-- start --

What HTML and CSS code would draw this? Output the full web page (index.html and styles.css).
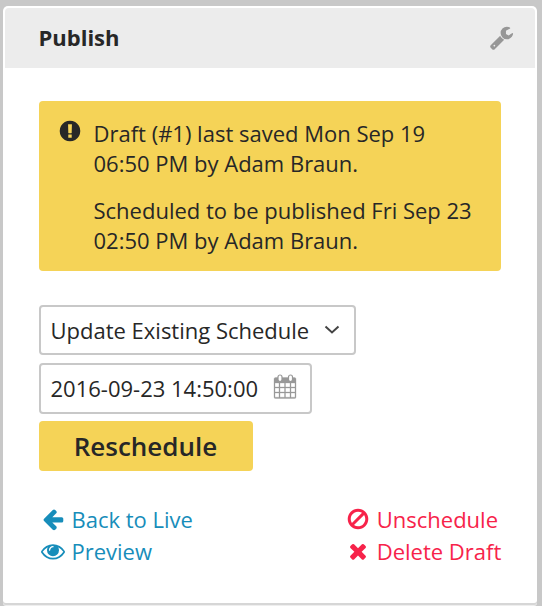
FILE: index.html
```html
<!DOCTYPE html>
<html lang="en">
<head>
<meta charset="utf-8">
<title>Publish</title>
<link rel="stylesheet" href="styles.css">
</head>
<body>
<section class="panel">
  <header class="panel-head">
    <h2>Publish</h2>
    <svg class="wrench" viewBox="0 0 1792 1792"><path d="M448 1472q0-26-19-45t-45-19-45 19-19 45 19 45 45 19 45-19 19-45zm644-420l-682 682q-37 37-90 37-52 0-91-37l-106-108q-38-36-38-90 0-53 38-91l681-681q39 98 114.500 173.500t173.500 114.500zm634-435q0 39-23 106-47 134-164.500 217.500t-258.500 83.500q-185 0-316.500-131.500t-131.500-316.500 131.500-316.500 316.500-131.500q58 0 121.500 16.500t107.500 46.500q16 11 16 28t-16 28l-293 169v224l193 107q5-3 79-48.500t135.500-81 70.500-35.500q15 0 23.500 10t8.500 25z"/></svg>
  </header>
  <div class="panel-body">
    <div class="alert">
      <svg class="alert-icon" viewBox="0 0 1792 1792"><path d="M896 128q209 0 385.500 103t279.500 279.500 103 385.500-103 385.500-279.500 279.500-385.500 103-385.500-103-279.500-279.500-103-385.500 103-385.500 279.500-279.500 385.500-103zm128 1247v-190q0-14-9-23.500t-22-9.500h-192q-13 0-23 10t-10 23v190q0 13 10 23t23 10h192q13 0 22-9.500t9-23.500zm-2-344l18-621q0-12-10-18-10-8-24-8h-220q-14 0-24 8-10 6-10 18l17 621q0 10 10 17.500t24 7.500h185q14 0 23.500-7.500t10.500-17.500z"/></svg>
      <div class="alert-text">
        <p>Draft (#1) last saved Mon Sep 19<br>06:50 PM by Adam Braun.</p>
        <p>Scheduled to be published Fri Sep 23<br>02:50 PM by Adam Braun.</p>
      </div>
    </div>
    <div class="field select">
      <span>Update Existing Schedule</span>
      <svg class="chevron" viewBox="0 0 16 10"><path d="M1.500 1.500 8 7.500 14.500 1.500"/></svg>
    </div>
    <div class="field date">
      <span>2016-09-23 14:50:00</span>
      <svg class="calendar" viewBox="0 0 24 26">
        <path class="cal-frame" fill-rule="evenodd" d="M2.500 3.500h19a1.500 1.500 0 0 1 1.500 1.500v18a1.500 1.500 0 0 1-1.500 1.500h-19A1.500 1.500 0 0 1 1 23V5a1.500 1.500 0 0 1 1.500-1.500zM2 9v4h4V9zM7 9v4h4.500V9zM12.500 9v4H17V9zM18 9v4h4V9zM2 14v4h4v-4zM7 14v4h4.500v-4zM12.500 14v4H17v-4zM18 14v4h4v-4zM2 19v4.200h4V19zM7 19v4.200h4.500V19zM12.500 19v4.200H17V19zM18 19v4.200h4V19z"/>
        <rect class="cal-ring" x="5" y="1" width="4" height="6.500" rx="2"/>
        <rect class="cal-ring" x="15.500" y="1" width="4" height="6.500" rx="2"/>
      </svg>
    </div>
    <button class="primary" type="button">Reschedule</button>
    <div class="links">
      <div class="link-col safe">
        <a><svg viewBox="0 0 1792 1792"><path d="M1664 896v128q0 53-32.500 90.500t-84.500 37.500h-704l293 294q38 36 38 90t-38 90l-75 76q-37 37-90 37-52 0-91-37l-651-652q-37-37-37-90 0-52 37-91l651-650q38-38 91-38 52 0 90 38l75 74q38 38 38 91t-38 91l-293 293h704q52 0 84.500 37.500t32.500 90.500z"/></svg><span>Back to Live</span></a>
        <a><svg viewBox="0 0 1792 1792"><path d="M1664 960q-152-236-381-353 61 104 61 225 0 185-131.500 316.500t-316.500 131.500-316.500-131.500-131.500-316.500q0-121 61-225-229 117-381 353 133 205 333.500 326.500t434.500 121.500 434.500-121.500 333.500-326.500zm-720-384q0-20-14-34t-34-14q-125 0-214.500 89.500t-89.500 214.500q0 20 14 34t34 14 34-14 14-34q0-86 61-147t147-61q20 0 34-14t14-34zm848 384q0 34-20 69-140 230-376.500 368.500t-499.500 138.500-499.500-139-376.500-368q-20-35-20-69t20-69q140-229 376.500-368t499.500-139 499.500 139 376.500 368q20 35 20 69z"/></svg><span>Preview</span></a>
      </div>
      <div class="link-col danger">
        <a><svg viewBox="0 0 1792 1792"><path d="M1440 893q0-161-87-295l-754 753q137 89 297 89 111 0 211.500-43.500t173.500-116.500 116-174.500 43-212.500zm-999 299l755-754q-135-91-300-91-148 0-273 73t-198 199-73 274q0 162 89 299zm1223-299q0 157-61 300t-163.500 246-245 164-298.500 61-298.500-61-245-164-163.500-246-61-300 61-299.500 163.500-245.500 245-164 298.500-61 298.500 61 245 164 163.500 245.500 61 299.500z"/></svg><span>Unschedule</span></a>
        <a><svg viewBox="0 0 1792 1792"><path d="M1490 1322q0 40-28 68l-136 136q-28 28-68 28t-68-28l-294-294-294 294q-28 28-68 28t-68-28l-136-136q-28-28-28-68t28-68l294-294-294-294q-28-28-28-68t28-68l136-136q28-28 68-28t68 28l294 294 294-294q28-28 68-28t68 28l136 136q28 28 28 68t-28 68l-294 294 294 294q28 28 28 68z"/></svg><span>Delete Draft</span></a>
      </div>
    </div>
  </div>
</section>
</body>
</html>
```
FILE: styles.css
```css
* { box-sizing: border-box; }
html, body { height: 606px; overflow: hidden; }
body {
  margin: 0;
  padding: 6px 5px 0 3px;
  background: #c8c8c8;
  color: #272727;
  font: 22px/30px "Open Sans", sans-serif;
}
.panel {
  height: 597px;
  padding: 2px;
  background: #fff;
  border-radius: 5px 5px 3px 3px;
  box-shadow: 0 2px 0 #d6d6d6, 0 3px 0 #eee;
}
.panel-head {
  display: flex;
  align-items: center;
  justify-content: space-between;
  height: 60px;
  padding: 0 21px 2px 33.5px;
  background: #ececec;
  border-radius: 4px 4px 0 0;
}
h2 { margin: 0; font-size: 22px; line-height: 30px; font-weight: 700; }
.wrench { width: 25px; height: 25px; fill: #979797; }
.panel-body {
  display: flex;
  flex-direction: column;
  align-items: flex-start;
  padding: 33px 34px 0;
}
.alert {
  display: flex;
  width: 462px;
  height: 170px;
  padding: 17px 0 0 19px;
  background: #f5d357;
  border-radius: 4px;
}
.alert-icon { flex: none; width: 24px; height: 24px; margin: 1px 11.5px 0 0; fill: #272727; }
.alert-text { white-space: nowrap; }
p { margin: 0 0 17px; }
.field {
  display: flex;
  align-items: center;
  border: 2px solid #c8c8c8;
  border-radius: 4px;
  padding-left: 9.5px;
  white-space: nowrap;
}
.select { width: 317px; height: 50px; margin-top: 34px; }
.date { width: 273px; height: 51px; margin-top: 8px; padding-bottom: 2px; }
.chevron { width: 16px; height: 10px; margin-left: 14.5px; fill: none; stroke: #444; stroke-width: 2; }
.calendar { width: 24px; height: 26px; margin: 0 0 2px 14.5px; }
.cal-frame { fill: #989898; stroke: #989898; stroke-width: 0.3; }
.cal-ring { fill: #fff; stroke: #989898; stroke-width: 1.2; }
.primary {
  width: 214px;
  height: 50px;
  margin-top: 7px;
  padding: 0 1px 0 0;
  border: 0;
  border-radius: 4px;
  background: #f5d357;
  color: #272727;
  font: 600 26px/50px "Open Sans", sans-serif;
}
.links { display: flex; justify-content: space-between; width: 462px; margin-top: 32px; }
.link-col a { display: flex; align-items: center; height: 32px; white-space: nowrap; }
.link-col svg { width: 24px; height: 24px; fill: currentColor; }
.safe { margin-left: 2px; color: #178dba; }
.safe svg { margin-right: 6.5px; }
.danger { margin-right: -0.3px; color: #f7234a; }
.danger svg { margin-right: 6.6px; }
```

-- end --

Only a number is wanted: how many lines contain "styles"?

3